= The German Side of the War =

1915 film by Edwin F. Weigle and Joseph Patterson

The German Side of the War is a 1915 American film. It was one of the first American news films to show World War I from the German perspective, compiled of newsreels released by the Chicago Tribune. The film makers, Edwin F. Weigle and Joseph Patterson, gained permission from military authorities to film after the city of Antwerp fell to the Germans. They also filmed the material from the Tribune's With the Russians at the Front on the same voyage, crossing into Germany to focus more on the Eastern Front. The film premiered in New York City at the 44th Street theater in September 1915.

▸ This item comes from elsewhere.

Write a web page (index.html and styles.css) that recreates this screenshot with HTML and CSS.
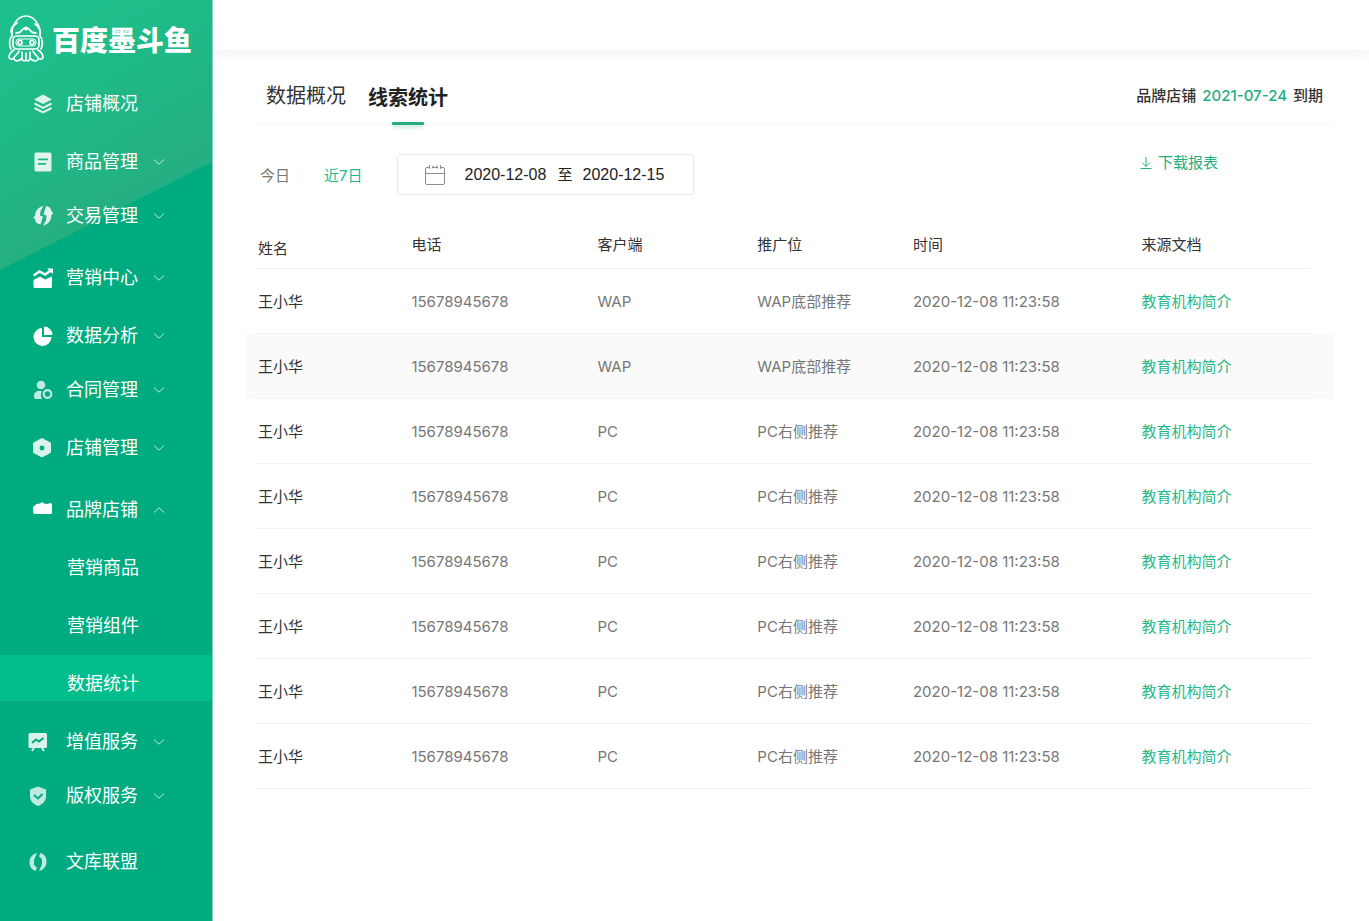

Thompson described the film:

"If you had been with me in Germany and had seen the German soldiery, the wonderful discipline, the endless preparation ... you would have said: 'The whole world can't whip them.' But then, if you had been on the other side with me and could have seen the bravery of the English, the enthusiasm of the French, the courage of the Belgians and the great organization of the allies you would have said again: 'They can't be whipped.'"

Various segments from The German Side of the War have been found by authors Ron van Dopperen and Cooper C. Graham while researching their book American Cinematographers in the Great War, 1914-1918.

==Reception==

After the film opened in New York City it generated such interest that the line extended for several blocks and would-be moviegoers were forced to buy their tickets from scalpers.